A thread on touring bikes started up on CR.  A fan-club of these bikes all stood in praise.
They were described as ready to go touring with a couple of rack additions, and a caveat of heavy.


----------



## Metacortex

rollfaster said:


> All OG except tires and tubes.



...and the 8.75" 8-slot spoke protector. If your friend wants to fix that, there are a couple on eBay including this one (not mine http://rover.ebay.com/rover/1/711-5...0001&campid=5335809022&icep_item=401093727594


----------



## HARPO

Nice! But please attach some close-ups!


----------



## bulldog1935

that's a very functional rack, but anyone with a p/u and bikes, Soft Ride tailgate pad is the best $100 you can spend.


----------



## rollfaster

HARPO said:


> Nice! But please attach some close-ups!



I'll do that on Sunday.


----------



## rollfaster

Had to dig in the garage for some stuff, so I grabbed the bike and took a few pics. Hope these help.


----------



## GTs58

bulldog1935 said:


> that's a very functional rack, but anyone with a p/u and bikes, Soft Ride tailgate pad is the best $100 you can spend.

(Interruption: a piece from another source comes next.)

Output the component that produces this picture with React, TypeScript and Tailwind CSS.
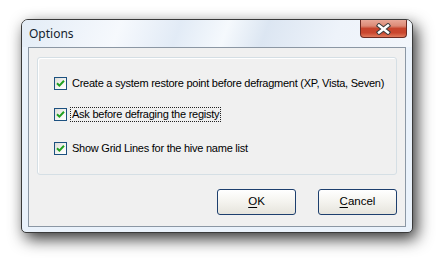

Maybe for some, but just looking at that it sure looks like a real pain in the asp to load or unload multiple bikes.


----------



## bulldog1935

maybe for some


----------



## Dale Alan

Looks like a terrible idea to me.Road grime,downtube shifter,cable stops,wheels,forks...all vulnerable to damage.


----------



## bulldog1935

that certainly applies to every trunk and receiver bike rack as well, though half of those assumptions are incorrect
I'm always amazed at people who lay their bikes (especially multiple bikes) in their truck bed and drive off




I'm on my second one - the stitching finally comes apart after about four years.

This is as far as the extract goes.